▶ Short problem
What follows is a block of records; reproduce all of it verbatim.

>> START The records

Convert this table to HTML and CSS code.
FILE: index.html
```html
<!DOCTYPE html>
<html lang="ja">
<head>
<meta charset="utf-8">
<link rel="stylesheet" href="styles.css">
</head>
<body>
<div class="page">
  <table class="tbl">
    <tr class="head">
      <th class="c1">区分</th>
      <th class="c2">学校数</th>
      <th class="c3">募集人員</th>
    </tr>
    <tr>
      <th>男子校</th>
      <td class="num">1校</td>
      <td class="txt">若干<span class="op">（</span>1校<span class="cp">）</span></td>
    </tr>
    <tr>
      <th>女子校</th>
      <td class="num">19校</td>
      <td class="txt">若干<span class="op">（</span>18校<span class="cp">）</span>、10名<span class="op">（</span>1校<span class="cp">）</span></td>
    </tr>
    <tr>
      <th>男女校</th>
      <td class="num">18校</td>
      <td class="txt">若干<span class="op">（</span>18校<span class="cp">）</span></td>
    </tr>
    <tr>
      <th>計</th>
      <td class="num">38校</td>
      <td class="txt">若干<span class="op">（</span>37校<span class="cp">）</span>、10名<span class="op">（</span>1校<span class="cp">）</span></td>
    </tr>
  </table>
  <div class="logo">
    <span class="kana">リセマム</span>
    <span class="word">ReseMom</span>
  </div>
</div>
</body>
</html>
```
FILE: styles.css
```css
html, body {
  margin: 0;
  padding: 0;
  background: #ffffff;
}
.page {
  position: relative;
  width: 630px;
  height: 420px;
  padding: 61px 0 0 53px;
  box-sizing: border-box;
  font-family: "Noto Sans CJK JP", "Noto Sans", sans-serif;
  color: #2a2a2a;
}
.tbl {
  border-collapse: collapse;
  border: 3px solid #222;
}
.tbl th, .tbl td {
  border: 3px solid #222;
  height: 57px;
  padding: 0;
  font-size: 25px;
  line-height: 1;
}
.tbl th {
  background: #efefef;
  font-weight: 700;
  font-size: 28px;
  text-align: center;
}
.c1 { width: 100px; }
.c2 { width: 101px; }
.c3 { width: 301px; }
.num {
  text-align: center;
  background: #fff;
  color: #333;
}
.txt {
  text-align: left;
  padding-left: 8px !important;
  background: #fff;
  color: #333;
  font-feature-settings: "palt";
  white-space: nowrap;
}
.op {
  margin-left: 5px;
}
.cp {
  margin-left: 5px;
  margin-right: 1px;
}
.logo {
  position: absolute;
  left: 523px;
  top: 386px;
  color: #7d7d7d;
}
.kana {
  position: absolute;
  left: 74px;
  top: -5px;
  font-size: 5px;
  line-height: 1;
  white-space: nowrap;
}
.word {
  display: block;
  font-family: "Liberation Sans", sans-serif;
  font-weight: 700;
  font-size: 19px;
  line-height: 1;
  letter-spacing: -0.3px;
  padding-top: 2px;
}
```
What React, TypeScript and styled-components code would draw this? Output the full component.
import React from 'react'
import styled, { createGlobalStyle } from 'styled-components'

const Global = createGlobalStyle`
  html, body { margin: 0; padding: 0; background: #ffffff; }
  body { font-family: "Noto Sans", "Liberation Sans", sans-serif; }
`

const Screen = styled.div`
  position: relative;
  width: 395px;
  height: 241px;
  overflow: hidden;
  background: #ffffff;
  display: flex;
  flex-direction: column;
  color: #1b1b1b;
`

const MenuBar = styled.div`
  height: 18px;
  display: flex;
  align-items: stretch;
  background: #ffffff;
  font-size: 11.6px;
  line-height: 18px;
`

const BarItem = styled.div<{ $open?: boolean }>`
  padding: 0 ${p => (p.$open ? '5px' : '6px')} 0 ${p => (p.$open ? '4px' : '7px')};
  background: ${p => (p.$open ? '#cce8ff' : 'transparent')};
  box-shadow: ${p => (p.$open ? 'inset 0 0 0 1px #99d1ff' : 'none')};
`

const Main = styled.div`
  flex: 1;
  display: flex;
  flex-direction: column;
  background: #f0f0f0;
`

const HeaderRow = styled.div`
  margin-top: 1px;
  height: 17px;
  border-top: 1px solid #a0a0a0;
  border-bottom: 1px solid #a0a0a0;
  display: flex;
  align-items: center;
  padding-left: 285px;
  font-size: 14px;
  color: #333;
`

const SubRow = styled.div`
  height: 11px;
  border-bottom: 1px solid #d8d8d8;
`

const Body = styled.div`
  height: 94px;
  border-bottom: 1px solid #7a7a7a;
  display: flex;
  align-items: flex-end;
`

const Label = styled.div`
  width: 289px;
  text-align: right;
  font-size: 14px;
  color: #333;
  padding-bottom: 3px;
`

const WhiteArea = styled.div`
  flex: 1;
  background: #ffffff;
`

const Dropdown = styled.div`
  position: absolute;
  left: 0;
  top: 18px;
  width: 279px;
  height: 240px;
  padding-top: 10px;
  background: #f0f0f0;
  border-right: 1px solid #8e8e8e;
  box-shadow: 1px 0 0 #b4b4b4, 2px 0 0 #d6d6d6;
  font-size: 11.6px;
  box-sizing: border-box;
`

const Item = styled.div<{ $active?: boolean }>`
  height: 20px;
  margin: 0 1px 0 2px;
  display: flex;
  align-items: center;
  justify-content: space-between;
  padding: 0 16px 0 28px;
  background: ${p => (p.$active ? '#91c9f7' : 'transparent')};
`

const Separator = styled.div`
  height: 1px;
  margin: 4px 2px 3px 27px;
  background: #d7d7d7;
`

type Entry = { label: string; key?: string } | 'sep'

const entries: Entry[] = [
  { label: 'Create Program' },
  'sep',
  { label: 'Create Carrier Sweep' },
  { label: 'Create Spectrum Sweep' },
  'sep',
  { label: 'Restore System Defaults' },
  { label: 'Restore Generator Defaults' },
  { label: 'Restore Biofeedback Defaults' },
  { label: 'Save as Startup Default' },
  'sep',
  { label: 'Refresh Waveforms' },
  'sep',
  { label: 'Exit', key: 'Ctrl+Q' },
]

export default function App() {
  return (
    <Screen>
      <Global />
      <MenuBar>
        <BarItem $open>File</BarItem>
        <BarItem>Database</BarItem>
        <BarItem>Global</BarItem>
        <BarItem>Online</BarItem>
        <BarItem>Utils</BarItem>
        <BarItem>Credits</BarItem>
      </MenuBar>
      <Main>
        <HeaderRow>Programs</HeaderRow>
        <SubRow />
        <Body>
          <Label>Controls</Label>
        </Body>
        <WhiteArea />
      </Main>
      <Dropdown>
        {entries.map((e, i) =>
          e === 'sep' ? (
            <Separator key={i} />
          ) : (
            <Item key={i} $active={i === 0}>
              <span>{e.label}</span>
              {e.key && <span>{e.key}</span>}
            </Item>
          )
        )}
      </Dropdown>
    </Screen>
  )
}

>> END The records

▶ Answer to the problem
Convert this table to HTML and CSS code.
FILE: index.html
```html
<!DOCTYPE html>
<html lang="ja">
<head>
<meta charset="utf-8">
<link rel="stylesheet" href="styles.css">
</head>
<body>
<div class="page">
  <table class="tbl">
    <tr class="head">
      <th class="c1">区分</th>
      <th class="c2">学校数</th>
      <th class="c3">募集人員</th>
    </tr>
    <tr>
      <th>男子校</th>
      <td class="num">1校</td>
      <td class="txt">若干<span class="op">（</span>1校<span class="cp">）</span></td>
    </tr>
    <tr>
      <th>女子校</th>
      <td class="num">19校</td>
      <td class="txt">若干<span class="op">（</span>18校<span class="cp">）</span>、10名<span class="op">（</span>1校<span class="cp">）</span></td>
    </tr>
    <tr>
      <th>男女校</th>
      <td class="num">18校</td>
      <td class="txt">若干<span class="op">（</span>18校<span class="cp">）</span></td>
    </tr>
    <tr>
      <th>計</th>
      <td class="num">38校</td>
      <td class="txt">若干<span class="op">（</span>37校<span class="cp">）</span>、10名<span class="op">（</span>1校<span class="cp">）</span></td>
    </tr>
  </table>
  <div class="logo">
    <span class="kana">リセマム</span>
    <span class="word">ReseMom</span>
  </div>
</div>
</body>
</html>
```
FILE: styles.css
```css
html, body {
  margin: 0;
  padding: 0;
  background: #ffffff;
}
.page {
  position: relative;
  width: 630px;
  height: 420px;
  padding: 61px 0 0 53px;
  box-sizing: border-box;
  font-family: "Noto Sans CJK JP", "Noto Sans", sans-serif;
  color: #2a2a2a;
}
.tbl {
  border-collapse: collapse;
  border: 3px solid #222;
}
.tbl th, .tbl td {
  border: 3px solid #222;
  height: 57px;
  padding: 0;
  font-size: 25px;
  line-height: 1;
}
.tbl th {
  background: #efefef;
  font-weight: 700;
  font-size: 28px;
  text-align: center;
}
.c1 { width: 100px; }
.c2 { width: 101px; }
.c3 { width: 301px; }
.num {
  text-align: center;
  background: #fff;
  color: #333;
}
.txt {
  text-align: left;
  padding-left: 8px !important;
  background: #fff;
  color: #333;
  font-feature-settings: "palt";
  white-space: nowrap;
}
.op {
  margin-left: 5px;
}
.cp {
  margin-left: 5px;
  margin-right: 1px;
}
.logo {
  position: absolute;
  left: 523px;
  top: 386px;
  color: #7d7d7d;
}
.kana {
  position: absolute;
  left: 74px;
  top: -5px;
  font-size: 5px;
  line-height: 1;
  white-space: nowrap;
}
.word {
  display: block;
  font-family: "Liberation Sans", sans-serif;
  font-weight: 700;
  font-size: 19px;
  line-height: 1;
  letter-spacing: -0.3px;
  padding-top: 2px;
}
```
What React, TypeScript and styled-components code would draw this? Output the full component.
import React from 'react'
import styled, { createGlobalStyle } from 'styled-components'

const Global = createGlobalStyle`
  html, body { margin: 0; padding: 0; background: #ffffff; }
  body { font-family: "Noto Sans", "Liberation Sans", sans-serif; }
`

const Screen = styled.div`
  position: relative;
  width: 395px;
  height: 241px;
  overflow: hidden;
  background: #ffffff;
  display: flex;
  flex-direction: column;
  color: #1b1b1b;
`

const MenuBar = styled.div`
  height: 18px;
  display: flex;
  align-items: stretch;
  background: #ffffff;
  font-size: 11.6px;
  line-height: 18px;
`

const BarItem = styled.div<{ $open?: boolean }>`
  padding: 0 ${p => (p.$open ? '5px' : '6px')} 0 ${p => (p.$open ? '4px' : '7px')};
  background: ${p => (p.$open ? '#cce8ff' : 'transparent')};
  box-shadow: ${p => (p.$open ? 'inset 0 0 0 1px #99d1ff' : 'none')};
`

const Main = styled.div`
  flex: 1;
  display: flex;
  flex-direction: column;
  background: #f0f0f0;
`

const HeaderRow = styled.div`
  margin-top: 1px;
  height: 17px;
  border-top: 1px solid #a0a0a0;
  border-bottom: 1px solid #a0a0a0;
  display: flex;
  align-items: center;
  padding-left: 285px;
  font-size: 14px;
  color: #333;
`

const SubRow = styled.div`
  height: 11px;
  border-bottom: 1px solid #d8d8d8;
`

const Body = styled.div`
  height: 94px;
  border-bottom: 1px solid #7a7a7a;
  display: flex;
  align-items: flex-end;
`

const Label = styled.div`
  width: 289px;
  text-align: right;
  font-size: 14px;
  color: #333;
  padding-bottom: 3px;
`

const WhiteArea = styled.div`
  flex: 1;
  background: #ffffff;
`

const Dropdown = styled.div`
  position: absolute;
  left: 0;
  top: 18px;
  width: 279px;
  height: 240px;
  padding-top: 10px;
  background: #f0f0f0;
  border-right: 1px solid #8e8e8e;
  box-shadow: 1px 0 0 #b4b4b4, 2px 0 0 #d6d6d6;
  font-size: 11.6px;
  box-sizing: border-box;
`

const Item = styled.div<{ $active?: boolean }>`
  height: 20px;
  margin: 0 1px 0 2px;
  display: flex;
  align-items: center;
  justify-content: space-between;
  padding: 0 16px 0 28px;
  background: ${p => (p.$active ? '#91c9f7' : 'transparent')};
`

const Separator = styled.div`
  height: 1px;
  margin: 4px 2px 3px 27px;
  background: #d7d7d7;
`

type Entry = { label: string; key?: string } | 'sep'

const entries: Entry[] = [
  { label: 'Create Program' },
  'sep',
  { label: 'Create Carrier Sweep' },
  { label: 'Create Spectrum Sweep' },
  'sep',
  { label: 'Restore System Defaults' },
  { label: 'Restore Generator Defaults' },
  { label: 'Restore Biofeedback Defaults' },
  { label: 'Save as Startup Default' },
  'sep',
  { label: 'Refresh Waveforms' },
  'sep',
  { label: 'Exit', key: 'Ctrl+Q' },
]

export default function App() {
  return (
    <Screen>
      <Global />
      <MenuBar>
        <BarItem $open>File</BarItem>
        <BarItem>Database</BarItem>
        <BarItem>Global</BarItem>
        <BarItem>Online</BarItem>
        <BarItem>Utils</BarItem>
        <BarItem>Credits</BarItem>
      </MenuBar>
      <Main>
        <HeaderRow>Programs</HeaderRow>
        <SubRow />
        <Body>
          <Label>Controls</Label>
        </Body>
        <WhiteArea />
      </Main>
      <Dropdown>
        {entries.map((e, i) =>
          e === 'sep' ? (
            <Separator key={i} />
          ) : (
            <Item key={i} $active={i === 0}>
              <span>{e.label}</span>
              {e.key && <span>{e.key}</span>}
            </Item>
          )
        )}
      </Dropdown>
    </Screen>
  )
}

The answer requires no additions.